Evidentemente, si Dios existiese —cosa que dudo por Su bien y por el mío— y fuese el creador de este desdichado mundo, no habría motivos para adorarle. Y sin embargo hay millones de adoradores de Dios, o de sus respectivas versiones, en el mundo, lo que prueba que el instinto de servidumbre voluntaria es innato en el ser humano. Luego está la libertad en internet, que es mucho más evidente que en la calle, porque en internet la gente se ahorra tener que pensar. Por eso el paraíso de las religiones está hoy en Internet y no en las semivacías iglesias occidentales. No olvidemos que los humanos más despotas actualmente son seminaristas: los taliban (es plural) ya que talib significa estudiante, pero estudiante exclusivamente del Corán, el resto les sobra. Y seminaristas han sido muchos de los terroristas y nacionalistas vesánicos desde las prerevoluciones rusas hasta las vascas.
Es posible que la anunciada muerte de Dios de Nietzsche fuera prematura, pero como dice Woody Allen, no debe encontrarse muy bien. En cualquier caso construir una imagen del mundo al margen de Dios es un empeño a mi parecer loable, aunque a menudo inútil. Porque hay fenómenos que no son sino el resurgir de la religión, como el auge del ocultismo hasta el absurdo ateismo 'científico' de la Rusia soviética, sin olvidar la actual idealización y deificación de la naturaleza, más proxima a un cierto consumismo elitista que a la sutileza del antiguo panteismo. Los hay más radicales que aseguran que la autoconciencia y el lenguaje han supuesto la ruptura con la naturaleza, y lógicamente propugnan un regreso al estado preconsciente, prelógico, primordial e inerte. A saber como se logra eso, aunque algo de tufo nietzschiano hay en todo eso. Retazos de eso los podemos reconocer en el nazismo pero también en la Contracultura estadounidense de los años cincuenta del pasado siglo, en el expresionismo y hasta en gente tan valiosa como Cézanne.

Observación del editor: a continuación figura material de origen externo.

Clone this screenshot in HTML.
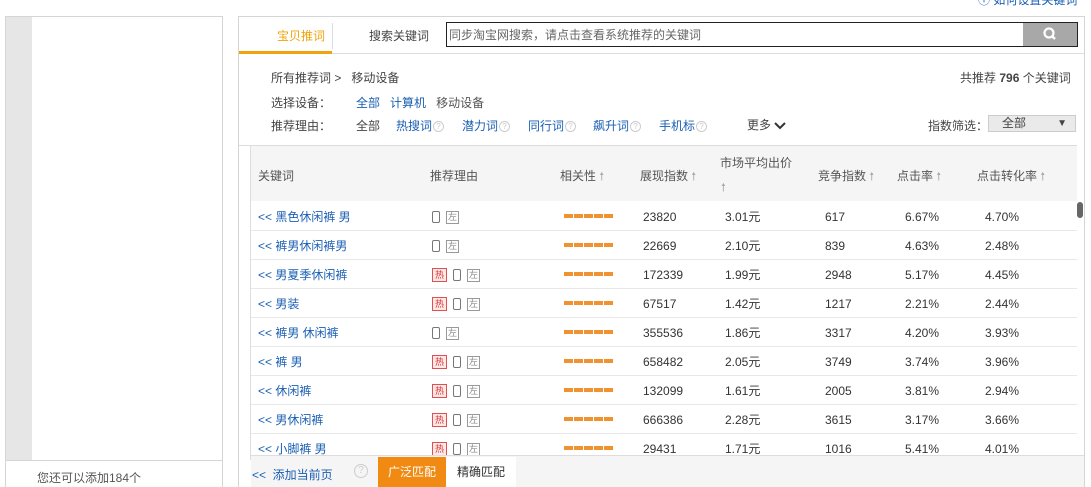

Hoy en día la experiencia de la soledad se ha transformado en un negocio de masas, como lo evidencia ese turismo de masas que, como el principio de incertidumbre cuántico, destruye inmediatamente lo que supuestamente valora. Nietzsche, figura tan adorada de los adolescentes semicultos, se ha convertido en un fenómenos Kitsch. Ya desde sus inicios, cuando el filósofo escribía el Zaratustra en el pristino aire de los montes del valle de Engadina, un pintor, Giovanni Segantini, entusiasta de esa obra, se propuso retratar esos paisajes alpinos y su obra alcanzó tanta popularidad, hoy justamente ovidada, que peregrinos y turistas empezaron a inundar esos montes antaño solitarios.
No debemos olvidar que la indudable potencia de la prosa de Nietzsche no se debe a ningún rigor intelectual, sino a su lirismo; de ahí a vulgarizarle solo hay un paso que implica siempre cursilería. Y los adolescentes, con su tosca máscara ruda, son muy cursis.
En todo caso, a mí todos esos resurgimientos, desde los diversos esoterismos al ecologismo ñoño, me parecen acciones de retaguardia sobre una secularización indudable y pujante, en la que además la ciencia no pretende usurpar a ninguna religión salvo excepciones mediocres. La ciencia es un recurso insuficiente para darle una sentido a la vida; de hecho, esa búsqueda no puede ser un objetivo científico. Por el contrario, en esta época de desaforado consumismo, el único precepto religioso es que desear algo implica merecerlo. Que se lo pregunten a la mayoría de los jóvenes. Ni siquiera se lo plantean, les parece evidente.